Litigation Portal: Everyone battles to win a tender. Are they ever sorry afterwards if they win?
Paweł Mazur: Yes, they can be, particularly if the terms of reference for the procurement were defined by the contracting authority in an imprecise or defective way. Art. 29 of the Polish Public Procurement Law requires the contracting authority to define the subject of the procurement unambiguously and exhaustively, but it sometimes happens in practice that suppliers do not have a precise and clear basis for calculating the amount of their bid.
An example would be tenders for installing sewage systems in local communes, which are common now because of the opportunity to obtain EU funding. From the point of view of the commune, the most important thing is to connect a specific number of buildings to the sewer system. But the contracting authority indicates that when calculating the price, the contractor should reflect the length of the installation. At the stage of defining the subject of the procurement, the length can be difficult to estimate, and so the contracting authority defines it roughly. But bidders are required to state a specific price, which in the overwhelming majority of tenders is one of the main criteria, or the main criterion, for selection of bids.
What should a contractor do in this situation?

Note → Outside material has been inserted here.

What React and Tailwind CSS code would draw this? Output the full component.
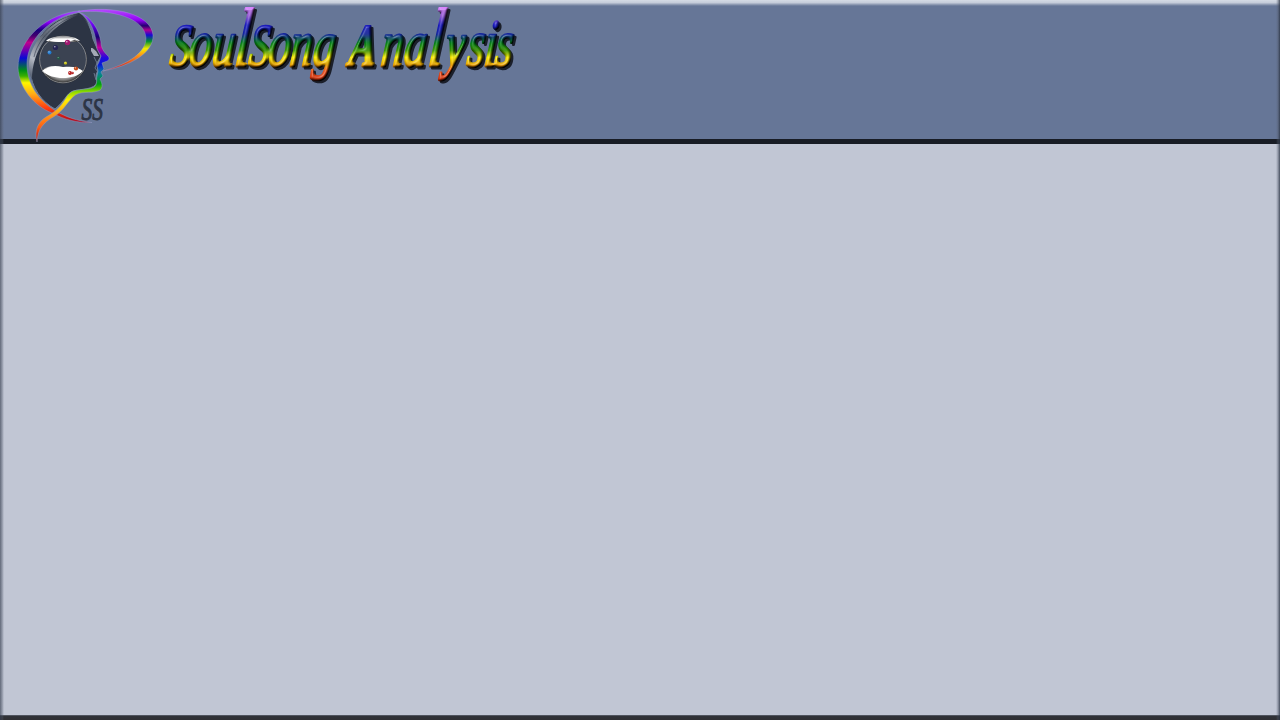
const letters = [
  ['S', 169, 60], ['o', 188, 67], ['u', 211, 67], ['l', 233.5, 83], ['S', 248, 60], ['o', 267, 67], ['n', 289, 66], ['g', 312, 65],
  [' ', 336, 60], ['A', 348, 60], ['n', 380, 66], ['a', 403, 66], ['l', 427, 83], ['y', 444, 65], ['s', 466, 67], ['i', 483, 67], ['s', 494, 67],
];

const beads = [
  [67.5, 42.5, 2.7, '#a01870'],
  [55.5, 47.5, 2.6, '#252455'],
  [49.5, 52.5, 2, '#217bd0'],
  [58.5, 58, 1.6, '#235b46'],
  [65.5, 63, 1.6, '#c9c51d'],
  [76, 68.5, 2.1, '#c64b18'],
  [70, 73, 1.9, '#b72424'],
  [72.5, 73, 1.3, '#b72424'],
];

function Logo() {
  return (
    <svg className="block h-[144px] w-[160px] shrink-0 overflow-visible" viewBox="0 0 160 144" role="img" aria-label="SoulSong">
      <defs>
        <linearGradient id="band" gradientUnits="userSpaceOnUse" x1="0" y1="10" x2="0" y2="122">
          <stop offset="0" stopColor="#a64dff" />
          <stop offset=".11" stopColor="#8b00f5" />
          <stop offset=".18" stopColor="#18007a" />
          <stop offset=".23" stopColor="#42006e" />
          <stop offset=".29" stopColor="#c0008c" />
          <stop offset=".36" stopColor="#6d00b0" />
          <stop offset=".43" stopColor="#0909d5" />
          <stop offset=".54" stopColor="#009016" />
          <stop offset=".59" stopColor="#39b000" />
          <stop offset=".65" stopColor="#fff600" />
          <stop offset=".75" stopColor="#ffac18" />
          <stop offset=".87" stopColor="#ff4010" />
          <stop offset="1" stopColor="#b00018" />
        </linearGradient>
        <linearGradient id="ring" gradientUnits="userSpaceOnUse" x1="0" y1="9" x2="0" y2="71">
          <stop offset="0" stopColor="#b64cff" />
          <stop offset=".18" stopColor="#9300f5" />
          <stop offset=".27" stopColor="#240070" />
          <stop offset=".34" stopColor="#b00090" />
          <stop offset=".42" stopColor="#1708d5" />
          <stop offset=".52" stopColor="#009030" />
          <stop offset=".64" stopColor="#f6ed00" />
          <stop offset=".76" stopColor="#ff8c14" />
          <stop offset="1" stopColor="#b80c2e" />
        </linearGradient>
        <linearGradient id="face" gradientUnits="userSpaceOnUse" x1="0" y1="12" x2="0" y2="143">
          <stop offset="0" stopColor="#a44aff" />
          <stop offset=".1" stopColor="#6a00f0" />
          <stop offset=".19" stopColor="#180073" />
          <stop offset=".27" stopColor="#c4009a" />
          <stop offset=".35" stopColor="#2208e0" />
          <stop offset=".4" stopColor="#0716d8" />
          <stop offset=".46" stopColor="#087da5" />
          <stop offset=".55" stopColor="#00a010" />
          <stop offset=".61" stopColor="#8dda00" />
          <stop offset=".67" stopColor="#fff200" />
          <stop offset=".78" stopColor="#ff9c18" />
          <stop offset=".88" stopColor="#ff5e14" />
          <stop offset="1" stopColor="#b40010" />
        </linearGradient>
        <linearGradient id="metal" gradientUnits="userSpaceOnUse" x1="78" y1="14" x2="30" y2="82">
          <stop offset="0" stopColor="#2f3644" />
          <stop offset=".2" stopColor="#8b919d" />
          <stop offset=".45" stopColor="#5b6371" />
          <stop offset=".75" stopColor="#b4b9c3" />
          <stop offset="1" stopColor="#39445a" />
        </linearGradient>
        <radialGradient id="orb" cx=".5" cy=".5" r=".5">
          <stop offset=".4" stopColor="#fff" />
          <stop offset=".65" stopColor="#eee" />
          <stop offset=".86" stopColor="#777" />
          <stop offset="1" stopColor="#161616" />
        </radialGradient>
        <linearGradient id="cap" x1="0" y1="0" x2="0" y2="1">
          <stop offset="0" stopColor="#777" />
          <stop offset=".5" stopColor="#fff" />
        </linearGradient>
        <filter id="soft"><feGaussianBlur stdDeviation=".65" /></filter>
      </defs>
      <path d="M79 13C86 18 91 27 93 39L96 46L101 56L97 63L98 70L96 75L97 82C95 90 80 89 73 91C66 94 65 101 55 109C42 102 31 88 30 69C30 41 49 18 79 13Z" fill="#2c3444" stroke="#718096" strokeWidth="1" />
      <path d="M79 13C54 18 29 41 29 66C29 71 30 76 32 80C32 50 50 26 78 15C84 18 87 22 89 27C88 21 84 16 79 13Z" fill="url(#metal)" filter="url(#soft)" />
      <path d="M34 57C38 39 53 24 75 16" fill="none" stroke="#343d4e" strokeWidth=".6" />
      <path d="M91 48C94 48 94 50 96 51L99 56L94 56L91 51Z" fill="#a4aab6" filter="url(#soft)" />
      <path d="M94 57L97 63L95 68L98 72M94 73L96 80" fill="none" stroke="#68758b" strokeWidth="1" />
      <path d="M80 10.7C48 13 18 38 18 68C19 88 34 106 52 113C65 120 78 123 92 122.5C77 121 66 117 56 111C38 100 27 84 27 64C27 39 50 17 80 12Z" fill="url(#band)" stroke="#8999c0" strokeWidth=".5" />
      <path d="M78 11.3C114 5 151 14 153 35C154 53 130 66 103 71C129 64 146 52 146 38C145 18 112 9 78 12Z" fill="url(#ring)" stroke="#a3aed5" strokeWidth=".35" />
      <path d="M79 12C92 17 99 30 101 42C101 48 104 52 108 56C110 58 109 61 106 61.5L102 63L104 69L101 72L103 76L100 79C103 84 103 90 98 91C90 94 80 90 73 97C66 104 62 113 50 119C40 126 38 132 37 142C34 130 38 122 46 117C58 110 62 105 67 96C73 87 87 91 94 87C98 84 96 80 97 76L98 71L97 66L99 62L101 56L97 49C96 35 92 20 79 12Z" fill="url(#face)" stroke="#8d9dbc" strokeWidth=".5" />
      <circle cx="63" cy="59.5" r="24" fill="url(#orb)" />
      <path d="M46.5 42H79.5C84 47 86.5 53 86 59.5C86 64 85 68 83 71C79 67 72 66 63 67C55 65 47 66 42 70C38 60 40 48 46.5 42Z" fill="#3b4352" />
      <path d="M42 71C49 65 57 67 63 69C70 66 78 67 83 71C78 76 71 78 63 78C55 78 48 76 42 71Z" fill="#fff" />
      <path d="M46 41C52 35 73 34 80 41L74 40C66 43 59 42 46 41Z" fill="url(#cap)" />
      <circle cx="63" cy="59.5" r="23.4" fill="none" stroke="#a5a8ad" strokeWidth=".7" />
      {beads.map(([x, y, r, color]) => (
        <g key={`${x}-${y}`}>
          <circle cx={x} cy={y} r={r} fill={color} />
          <circle cx={x - r * 0.25} cy={y - r * 0.3} r={r * 0.28} fill="#fff" opacity=".75" />
        </g>
      ))}
      <text transform="translate(81.5 120) scale(.67 1)" fontFamily="Liberation Serif, serif" fontStyle="italic" fontSize="32" fill="#2c3444" stroke="#2c3444" strokeWidth="1">SS</text>
    </svg>
  );
}

function Title() {
  return (
    <svg className="block h-[100px] w-[370px] shrink-0 overflow-visible" viewBox="160 0 370 100">
      <defs>
        <linearGradient id="rainbow" gradientUnits="userSpaceOnUse" x1="0" y1="-59" x2="0" y2="16">
          <stop offset="0" stopColor="#d982ff" />
          <stop offset=".12" stopColor="#8d54cd" />
          <stop offset=".24" stopColor="#1616b8" />
          <stop offset=".36" stopColor="#10209a" />
          <stop offset=".48" stopColor="#007c14" />
          <stop offset=".58" stopColor="#3b9400" />
          <stop offset=".67" stopColor="#f6e900" />
          <stop offset=".77" stopColor="#e6a000" />
          <stop offset=".86" stopColor="#e64a18" />
          <stop offset="1" stopColor="#c52809" />
        </linearGradient>
        <filter id="bevel" filterUnits="userSpaceOnUse" x="155" y="-5" width="380" height="105" colorInterpolationFilters="sRGB">
          <feGaussianBlur in="SourceAlpha" stdDeviation="1.3" result="height" />
          <feDiffuseLighting in="height" surfaceScale="2.2" diffuseConstant="1.22" lightingColor="#fff" result="shade">
            <feDistantLight azimuth="235" elevation="50" />
          </feDiffuseLighting>
          <feComposite in="SourceGraphic" in2="shade" operator="arithmetic" k1="1.02" result="lit" />
          <feSpecularLighting in="height" surfaceScale="2.4" specularConstant=".38" specularExponent="14" lightingColor="#fff" result="shine">
            <feDistantLight azimuth="235" elevation="40" />
          </feSpecularLighting>
          <feComposite in="shine" in2="SourceAlpha" operator="in" result="gloss" />
          <feOffset in="SourceAlpha" dx="2" dy="2" />
          <feGaussianBlur stdDeviation=".6" result="dropped" />
          <feFlood floodColor="#1b1f2a" />
          <feComposite in2="dropped" operator="in" result="shadow" />
          <feMerge>
            <feMergeNode in="shadow" />
            <feMergeNode in="lit" />
            <feMergeNode in="gloss" />
          </feMerge>
        </filter>
      </defs>
      <g filter="url(#bevel)">
        <text transform="translate(0 66) skewX(-6) scale(.68 1)" y="0" fontFamily="Liberation Serif, serif" fontStyle="italic" fill="url(#rainbow)" stroke="url(#rainbow)" strokeWidth="3" strokeLinejoin="round">
          {letters.map(([letter, x, size], index) => (
            <tspan key={index} x={x / 0.68} fontSize={size} fontWeight={letter === 'A' ? 700 : 400}>{letter}</tspan>
          ))}
        </text>
      </g>
    </svg>
  );
}

export default function App() {
  return (
    <div className="relative flex h-screen w-full flex-col overflow-hidden bg-[#c1c6d4]">
      <header className="flex h-36 shrink-0 items-start border-b-[5px] border-[#181c25] bg-[#667697]">
        <Logo />
        <h1><Title /></h1>
      </header>
      <main className="flex-1" />
      <footer className="h-[5px] shrink-0 bg-[linear-gradient(#656b77,#303238_25%,#303033)]" />
      <div className="pointer-events-none absolute inset-x-0 top-0 h-1.5 bg-[linear-gradient(#d5dbe5,#c5ccda_45%,#8f9bb3_75%,transparent)]" />
      <div className="pointer-events-none absolute inset-y-0 left-0 w-1 bg-[linear-gradient(to_right,#373f50b0,#51596b60_60%,transparent)]" />
      <div className="pointer-events-none absolute inset-y-0 right-0 w-1 bg-[linear-gradient(to_left,#293242d0,#51596b70_50%,transparent)]" />
    </div>
  );
}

It is possible to submit an inquiry under the procedure provided for in the Public Procurement Law. The market imposes such strong competition, however, that contractors often learn about the extended scope of the agreement only during the course of performance. Even if a company makes an inquiry, it will receive the answer that the estimated length of the installation is such and such, but what is controlling is the number of buildings to be connected. Later it turns out that the rough length was drastically underestimated by the contracting authority, and it is necessary to design an installation two or three times longer, and the costs of performing the contract are greater than the fixed fee.

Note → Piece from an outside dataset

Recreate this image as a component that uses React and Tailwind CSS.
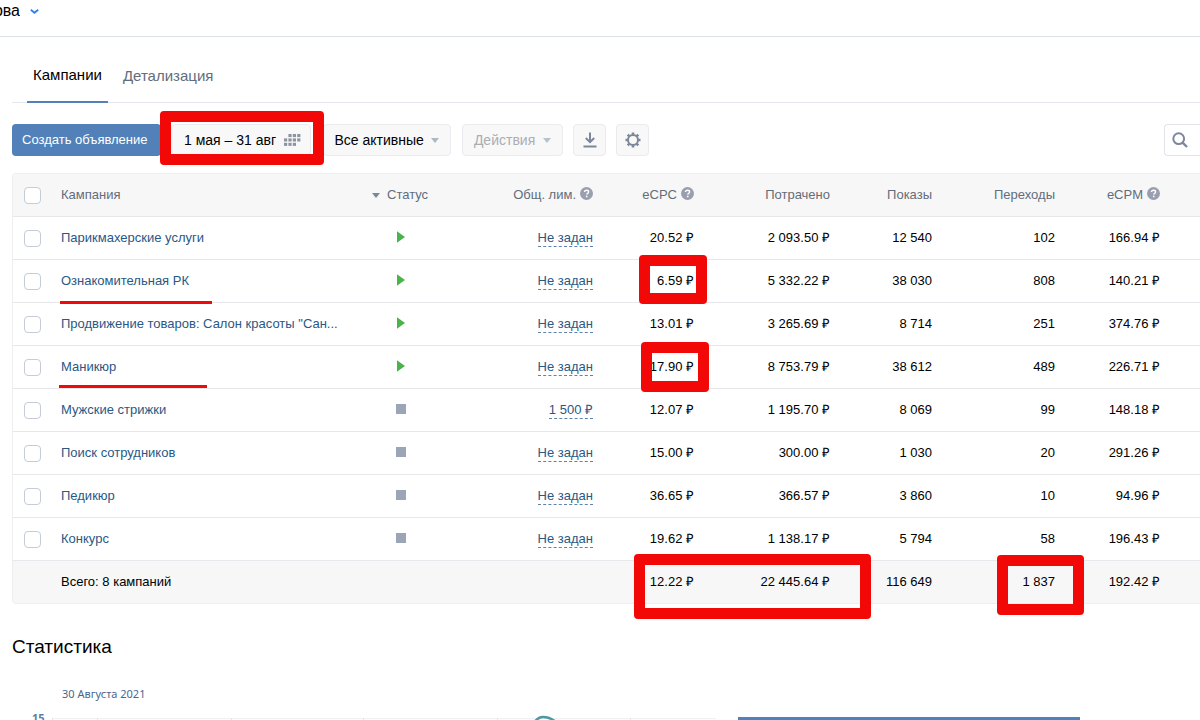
import React from "react";

const LIMIT = "Не задан";

const CAMPAIGNS = [
  { name: "Парикмахерские услуги", active: true, limit: LIMIT, cpc: "20.52 ₽", spent: "2 093.50 ₽", shows: "12 540", clicks: "102", cpm: "166.94 ₽" },
  { name: "Ознакомительная РК", active: true, limit: LIMIT, cpc: "6.59 ₽", spent: "5 332.22 ₽", shows: "38 030", clicks: "808", cpm: "140.21 ₽", line: "-left-px top-[41px] w-[152px]", box: "-top-[5px] left-[46px] h-[49px] w-[68px]" },
  { name: "Продвижение товаров: Салон красоты \"Сан...", active: true, limit: LIMIT, cpc: "13.01 ₽", spent: "3 265.69 ₽", shows: "8 714", clicks: "251", cpm: "374.76 ₽" },
  { name: "Маникюр", active: true, limit: LIMIT, cpc: "17.90 ₽", spent: "8 753.79 ₽", shows: "38 612", clicks: "489", cpm: "226.71 ₽", line: "-left-0.5 top-[39px] w-[148px]", box: "-top-1 left-[48px] h-[50px] w-[68px]" },
  { name: "Мужские стрижки", active: false, limit: "1 500 ₽", cpc: "12.07 ₽", spent: "1 195.70 ₽", shows: "8 069", clicks: "99", cpm: "148.18 ₽" },
  { name: "Поиск сотрудников", active: false, limit: LIMIT, cpc: "15.00 ₽", spent: "300.00 ₽", shows: "1 030", clicks: "20", cpm: "291.26 ₽" },
  { name: "Педикюр", active: false, limit: LIMIT, cpc: "36.65 ₽", spent: "366.57 ₽", shows: "3 860", clicks: "10", cpm: "94.96 ₽" },
  { name: "Конкурс", active: false, limit: LIMIT, cpc: "19.62 ₽", spent: "1 138.17 ₽", shows: "5 794", clicks: "58", cpm: "196.43 ₽" },
];

function Frame({ className }) {
  return (
    <span
      aria-hidden="true"
      className={"pointer-events-none absolute z-10 rounded border-[11px] border-[#f30808] " + className}
    />
  );
}

function Check({ label }) {
  return (
    <input
      type="checkbox"
      aria-label={label}
      className="ml-[11px] block size-[17px] appearance-none rounded border border-[#c5ccd6] bg-white checked:bg-[#5181b8]"
    />
  );
}

function Caret({ className }) {
  return (
    <svg viewBox="0 0 8 5" aria-hidden="true" className={"h-[5px] w-2 shrink-0 " + className}>
      <path d="M0 0h8L4 5z" fill="currentColor" />
    </svg>
  );
}

function HelpLabel({ children }) {
  return (
    <span className="flex items-center justify-end gap-1">
      {children}
      <svg viewBox="0 0 13 13" aria-hidden="true" className="mb-[3px] size-[13px] shrink-0">
        <circle cx="6.5" cy="6.5" r="6.5" fill="#9a9fb0" />
        <path d="M4.5 5.1c0-1.2.9-1.9 2.1-1.9 1.1 0 2 .7 2 1.7 0 1.4-1.9 1.4-1.9 2.7" fill="none" stroke="#fff" strokeWidth="1.4" />
        <rect x="5.9" y="8.7" width="1.6" height="1.5" fill="#fff" />
      </svg>
    </span>
  );
}

function CalendarDots() {
  const dots = [[1, 0], [2, 0], [3, 0], [0, 1], [1, 1], [2, 1], [3, 1], [0, 2], [1, 2], [2, 2]];
  return (
    <svg viewBox="0 0 17 12" aria-hidden="true" className="h-3 w-[17px]">
      {dots.map(([c, r]) => (
        <rect key={c + "-" + r} x={c * 4.4} y={r * 4.4} width="3.2" height="3.1" fill="#8d93a1" />
      ))}
    </svg>
  );
}

function Status({ active }) {
  return active ? (
    <svg viewBox="0 0 8 12" role="img" aria-label="Запущена" className="mb-0.5 ml-[25px] block h-3 w-2">
      <path d="M0 0.3v11.4L8 6z" fill="#4bb34b" />
    </svg>
  ) : (
    <svg viewBox="0 0 10 10" role="img" aria-label="Остановлена" className="mb-0.5 ml-6 block size-2.5">
      <rect width="10" height="10" fill="#9ca5b6" />
    </svg>
  );
}

const TOOL = "flex h-8 items-center justify-center rounded border border-[#e9ebef] bg-[#f8f8f9] text-[14px]";

export default function App() {
  return (
    <div className="h-screen overflow-hidden bg-white font-['Liberation_Sans',Arial,sans-serif] text-[13px] leading-4 text-black">
      <header className="flex h-[37px] items-start border-b border-[#dce1e6] pt-0.5">
        <button type="button" className="flex items-center gap-2.5 text-[16px] leading-[18px]">
          <span className="flex w-5 justify-end overflow-hidden">ова</span>
          <svg viewBox="0 0 9 5" aria-hidden="true" className="h-[5px] w-[9px]">
            <path d="M0.8 0.8L4.5 3.8L8.2 0.8" fill="none" stroke="#2f80ed" strokeWidth="1.8" />
          </svg>
        </button>
      </header>

      <main className="pl-3">
        <nav className="mt-3 flex h-[54px] border-b border-[#e4e8ec] pl-[15px] text-[15px]">
          <a href="#campaigns" className="-mb-px flex items-center border-b-2 border-[#5181b8] px-1.5">Кампании</a>
          <a href="#details" className="ml-[15px] flex items-center text-[#626d7a]">Детализация</a>
        </nav>

        <div className="mt-[21px] flex">
          <button type="button" className="h-8 rounded bg-[#5181b8] pl-2.5 pr-[13px] text-white">Создать объявление</button>
          <div className="relative ml-2.5">
            <button type="button" className={TOOL + " w-[140px] gap-2 pl-1"}>
              1 мая – 31 авг
              <CalendarDots />
            </button>
            <Frame className="-left-[11px] -top-[13px] h-[54px] w-[164px]" />
          </div>
          <button type="button" className={TOOL + " ml-3 gap-[7px] px-[11px]"}>
            Все активные
            <Caret className="text-[#aeb7c2]" />
          </button>
          <button type="button" className={TOOL + " ml-[11px] gap-2 px-[11px] text-[#aaaeb3]"}>
            Действия
            <Caret className="text-[#b8c1cc]" />
          </button>
          <button type="button" aria-label="Скачать" className={TOOL + " ml-2.5 w-[33px]"}>
            <svg viewBox="0 0 14 16" aria-hidden="true" className="h-4 w-3.5" fill="none" stroke="#7c879b" strokeWidth="2">
              <path d="M7 0.5v9M2.8 6L7 10.2L11.2 6M0.5 14.5h13" />
            </svg>
          </button>
          <button type="button" aria-label="Настройки" className={TOOL + " ml-2.5 w-[33px]"}>
            <svg viewBox="0 0 16 16" aria-hidden="true" className="size-4" fill="none" stroke="#7c879b">
              <circle cx="8" cy="8" r="5" strokeWidth="2" />
              <path
                d="M8 0.500v2.200M8 13.300v2.200M0.500 8h2.200M13.300 8h2.200M2.700 2.700l1.500 1.500M11.800 11.800l1.500 1.500M2.700 13.300l1.500-1.500M11.800 4.200l1.500-1.500"
                strokeWidth="2.6"
              />
            </svg>
          </button>
          <label className="ml-auto flex h-8 w-9 items-center overflow-hidden rounded-l border border-r-0 border-[#e1e5ea] pl-[7px]">
            <svg viewBox="0 0 16 16" aria-hidden="true" className="size-4 shrink-0" fill="none" stroke="#7c879b">
              <circle cx="6.7" cy="6.7" r="5.4" strokeWidth="2" />
              <path d="M10.6 10.6L15 15" strokeWidth="2.4" />
            </svg>
            <input type="search" aria-label="Поиск" className="w-full min-w-0 outline-none" />
          </label>
        </div>

        <div className="mt-[17px] rounded-l border border-r-0 border-[#edeef0]">
          <table className="w-full table-fixed border-separate border-spacing-0 text-right">
            <colgroup>
              <col className="w-12" />
              <col />
              <col className="w-[101px]" />
              <col className="w-[120px]" />
              <col className="w-[101px]" />
              <col className="w-[136px]" />
              <col className="w-[102px]" />
              <col className="w-[123px]" />
              <col className="w-[145px]" />
            </colgroup>
            <thead>
              <tr className="h-[43px] bg-[#f7f7f8] text-[#626d7a] *:border-b *:border-[#e7e8ec] *:p-0 *:font-normal">
                <th><Check label="Выбрать все" /></th>
                <th className="text-left">Кампания</th>
                <th>
                  <span className="flex items-center gap-[7px]">
                    <Caret className="text-[#7c879b]" />
                    Статус
                  </span>
                </th>
                <th><HelpLabel>Общ. лим.</HelpLabel></th>
                <th><HelpLabel>eCPC</HelpLabel></th>
                <th>Потрачено</th>
                <th>Показы</th>
                <th>Переходы</th>
                <th><span className="block pr-10"><HelpLabel>eCPM</HelpLabel></span></th>
              </tr>
            </thead>
            <tbody>
              {CAMPAIGNS.map((c) => (
                <tr key={c.name} className="h-[43px] *:border-b *:border-[#e7e8ec] *:p-0">
                  <td><Check label={c.name} /></td>
                  <td className="relative text-left">
                    <a href="#campaign" className="text-[#2a5885]">{c.name}</a>
                    {c.line && <span aria-hidden="true" className={"absolute z-10 h-[3px] bg-[#f30808] " + c.line} />}
                  </td>
                  <td><Status active={c.active} /></td>
                  <td>
                    <a href="#limit" className="inline-block border-b border-dashed border-[#5f83a8] text-[#2a5885]">{c.limit}</a>
                  </td>
                  <td className="relative">
                    {c.cpc}
                    {c.box && <Frame className={c.box} />}
                  </td>
                  <td>{c.spent}</td>
                  <td>{c.shows}</td>
                  <td>{c.clicks}</td>
                  <td><span className="block pr-10">{c.cpm}</span></td>
                </tr>
              ))}
            </tbody>
            <tfoot>
              <tr className="h-[42px] bg-[#f7f7f8] *:p-0">
                <td />
                <td className="text-left">Всего: 8 кампаний</td>
                <td />
                <td />
                <td className="relative">
                  12.22 ₽
                  <Frame className="-top-[7px] left-[41px] h-[65px] w-[237px]" />
                </td>
                <td>22 445.64 ₽</td>
                <td>116 649</td>
                <td className="relative">
                  1 837
                  <Frame className="-top-[6px] left-[65px] h-[60px] w-[87px]" />
                </td>
                <td><span className="block pr-10">192.42 ₽</span></td>
              </tr>
            </tfoot>
          </table>
        </div>

        <section>
          <h2 className="mt-[31px] text-[19px] leading-6">Статистика</h2>
          <div className="mt-[27px] flex items-start">
            <figure className="w-[708px] text-[#45688e]">
              <figcaption className="pl-[50px] font-['Noto_Sans','Open_Sans',sans-serif] text-[11px]">30 Августа 2021</figcaption>
              <svg viewBox="0 0 708 40" aria-hidden="true" className="mt-2 h-10 w-full">
                <text x="20" y="12" fontSize="11" fontWeight="bold" fontFamily="'Noto Sans', sans-serif" fill="#5b7fa6">15</text>
                <path d="M40 8.500h664" stroke="#f0f1f3" />
                <path d="M40.500 8v32M85.500 8v32M219.500 8v32M351.500 8v32M485.500 8v32M618.500 8v32" stroke="#e2e5e9" />
                <path d="M519 18Q524 7 531 7T544 12L552 26" fill="none" stroke="#4a9aa5" strokeWidth="2.500" />
              </svg>
            </figure>
            <div className="ml-[18px] mt-[31px] h-10 w-[342px] bg-[#4f81bd]" />
          </div>
        </section>
      </main>
    </div>
  );
}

If a bidder wants to win the tender, it needs to calculate the price on the basis of the information stated by the contracting authority in the terms of reference for the procurement, the description of the subject of procurement, or the announcement of the procurement. But this entails a serious risk, because if the price as calculated is accepted, and after the tender is decided it is stated in the contract that the fee is a fixed fee within the meaning of Art. 632 §1 of the Civil Code, it will be impossible to increase the fee even if the extent or cost of the work could not be predicted at the time the contract was signed. Winning a tender under those conditions can indeed turn into a nightmare.
What if performing the procurement would bankrupt the contractor?
Civil Code Art. 632 §2 provides an opening, stating that if as a result of an unforeseeable change in relations, performance of the work will threaten the contractor with a gross loss, the court may increase the fixed fee or dissolve the agreement. It is accepted that this section applies to all contracts to perform a specific work, and thus also the type of agreement mentioned in our example. According to the case law, it is also applicable by way of analogy to construction contracts (see e.g. Supreme Court judgments dated 15 May 2007, Case No. V CSK 63/07; and 14 March 2008, Case No. IV CSK 460/07). Resorting to this instrument may prove difficult or impossible for the contractor, however, because contracts concluded under the public procurement procedure—indeed, commercial contracts as well—often contain tight completion deadlines as well as severe penalties for exceeding the deadline.
For this reason a bidder must consider very carefully whether to seek an increase in the fixed fee during the course of performance.
Is it possible to make up the loss after performance?
This is a problematic issue. One could resort to the Civil Code provisions concerning unjust enrichment. In recent years the courts have on several occasions awarded construction companies a fee for additional work that was not covered by the main contract concluded under the Public Procurement Law. They took the view that even if an agreement on additional work was concluded in violation of the Public Procurement Law and was thus invalid, the contractor should be recompensed for the consideration provided under such agreement on the basis of Civil Code Art. 410 §1 in connection with Art. 405 (Supreme Court judgments dated 29 April 2005, Case No. VCK 537/04; 5 December 2006, Case No. II CSK 327/06; 7 November 2007, Case No. II CSK 344/07; and 14 March 2008, Case No. IV CSK 460/07).
Sometimes, however, it is hard to say that there was an agreement to perform additional work. Then the question is whether performance of an unforeseeable increased scope of work can be recompensed under Civil Code Art. 405, on the basis of provisions concerning work done for someone else without a commission to do the work, or under general regulations concerning liability in damages. Consideration of each of these constructions in detail is beyond what we can go into here. In any event, the Polish Supreme Court has yet to address this issue. We may hope that the court will recognise an opportunity to seek such compensation, particularly in a case where the contracting authority clearly misled bidders with respect to the scope of the work necessary to perform the contract properly and achieve its intended purpose.